Constantin Arapis and Dimitri Konstantas
University of Geneva - CUI
24 rue General Dufour
1211 Geneve 4
SWITZERLAND
email: {Constantin.Arapis, Dimitri.Konstantas}@ cui.unige.ch

Abstract

The ever increasing need for education combined with the recent advances in communication technologies, have encouraged the introduction of numerous remote learning systems and services. In this paper we describe a distance learning system we have developed at the University of Geneva. We also describe the experience we have gained by using the system for conducting telelectures during a period of three academic years.

  1. Introduction
  2. The ever increasing need for education combined with the recent advances in communication technologies, have encouraged the introduction of numerous remote learning systems and services [WCT] [LSP]. Educational institutions that once provided education via correspondence are now offering network based distribution of courses and seminars, ranging from off-line non-interactive courses to real-time interactive attendance at a class [Ara98]. At CUI (Centre Universitaire Informatique) at the University of Geneva we have started an incremental development of a telelearning environment. The environment is used for a series of real-time interactive telelectures between CUI and GMD (the National German Research Institute for Information Technology) at Bonn (750 Km away from Geneva). Telelectures started at the academic year 96/97 and continue up today on a regular weekly basis. The main difference of our system from other systems lies on two points. The first is the integration of ISDN-based services and Internet-based services in one consistent environment. The second is the "two-site educational scenario" supported by our system. These features can be found independently in different teleteaching environments [Tele] [Pus94] [Leve] but not as an integrated set.

    The two-site educational scenario is the following: there are two lecturers, one located at GMD and one at CUI. The audience (the students) is located at CUI. We will designate the lecturers from the point of view of the audience at CUI, calling the lecturer at GMD "the remote lecturer" and the lecturer at CUI "the local lecturer". Telelectures are given for two university courses: "Systems Programming" and "Internet Tools". The duration of each lecture is two hours. The remote lecturer is not necessarily the same person in every session. He or she is an expert on a particular area and presents a subject in the area of his expertise by means of a presentation. He may also make comments on the local lecturer’s presentation and participate in discussions with the local lecturer and the audience. The local lecturer is responsible for the course administration as a whole throughout the academic year. He or she invites an expert to be the remote lecturer depending on the subject being taught. For each lecture a script is agreed between the two lecturers in advance.

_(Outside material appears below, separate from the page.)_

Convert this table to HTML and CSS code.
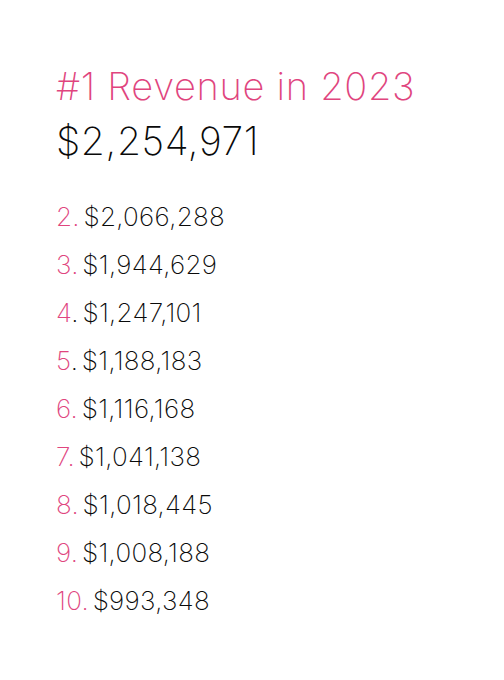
FILE: index.html
```html
<!DOCTYPE html>
<html>
<head>
<meta charset="utf-8">
<link rel="stylesheet" href="styles.css">
</head>
<body>
<main class="card">
  <h1 class="title">#1 Revenue in 2023</h1>
  <p class="top">$2,254,971</p>
  <ol class="list">
    <li class="row"><span class="rank">2.</span> $2,066,288</li>
    <li class="row"><span class="rank">3.</span> $1,944,629</li>
    <li class="row"><span class="rank">4</span>. $1,247,101</li>
    <li class="row"><span class="rank">5</span>. $1,188,183</li>
    <li class="row"><span class="rank">6.</span> $1,116,168</li>
    <li class="row"><span class="rank">7.</span> $1,041,138</li>
    <li class="row"><span class="rank">8.</span> $1,018,445</li>
    <li class="row"><span class="rank">9.</span> $1,008,188</li>
    <li class="row"><span class="rank">10.</span> $993,348</li>
  </ol>
</main>
</body>
</html>
```
FILE: styles.css
```css
html, body {
  margin: 0;
  padding: 0;
  background: #ffffff;
}
body {
  font-family: Inter, "Noto Sans", sans-serif;
  font-weight: 250;
  color: #0a0a0a;
}
.card {
  padding: 63px 56px 0 56px;
}
.title {
  margin: 0;
  font-size: 38px;
  font-weight: 250;
  line-height: 46px;
  color: #e0457e;
  letter-spacing: 0.7px;
}
.top {
  margin: 9px 0 0 0;
  font-size: 39px;
  line-height: 46px;
  letter-spacing: 0.6px;
}
.list {
  list-style: none;
  margin: 29px 0 0 0;
  padding: 0;
}
.row {
  font-size: 26px;
  line-height: 48px;
  letter-spacing: 0.3px;
  word-spacing: -4px;
}
.rank {
  color: #e0457e;
}
```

    In this paper we give an overview of the developed system and describe our experience in using it. More precisely, section two describes the hardware and software components of the telelearning environment while section three describes the experience gained from using the system. In the last section we describe our conclusions.

  3. The telelearning environment

CUI and GMD are currently connected with an ISDN line for transmitting the audio and video signals. We can chose the bandwidth of the ISDN line to be either 64 Kbps, 128 Kbps, 256 Kbps or 384 Kbps. The ISDN connection allows us to exchange good quality audio and video images between the two main sites involved in a telelecture. Video images can be projected on projection screens or monitors big enough for classrooms containing approximately up to 50 students. The left picture in Figure 1 shows the classroom at CUI and the right picture in Figure 1 shows the control room at CUI.

  1. Classroom at CUI(left) and the control room at CUI (right)
  2. Besides the ISDN connection we have also tested two other types of network configurations. In the first configuration we used a 25Mbps ATM line. In the second configuration we used a 250 Kbps satellite link. Among the three alternative set up that of ISDN was the most appropriate for our purposes. Even though the quality of the video images that we can transmit over ISDN is lower than that over an ATM connection, it is sufficient for our purposes. Furthermore, the hardware infrastructure and transmission costs for ISDN are much lower than for ATM and satellite. Finally, the procedure for establishing the network connection is much simpler for an ISDN connection than for the other two types of connections. That is, while for an ATM and satellite connection we need to specify 3 to 5 days in advance the exact required connection times, with ISDN we can dial up at any moment.

  3. GMD-CUI audio video stream flow

Figure 2 shows the hardware and software configuration we have set up for running telelectures. In each site, audio devices are connected to an audio mixer and video devices are connected to a video switch. The audio mixer and the video switch are connected with an ISDN codec. The ISDN codec compresses the audio and video signals and transmits them to the other side. At the other side, the ISDN codec decompresses the data coming from the ISDN line and feeds the audio signal to the audio mixer and the video signal to the video switch. Our set up allows us to easily switch from one network configuration to another. The parts that should be changed are drawn in gray color in Figure 2. For example, if we want to use an ATM connection, the audio mixer and video switch should be connected with ATM codecs.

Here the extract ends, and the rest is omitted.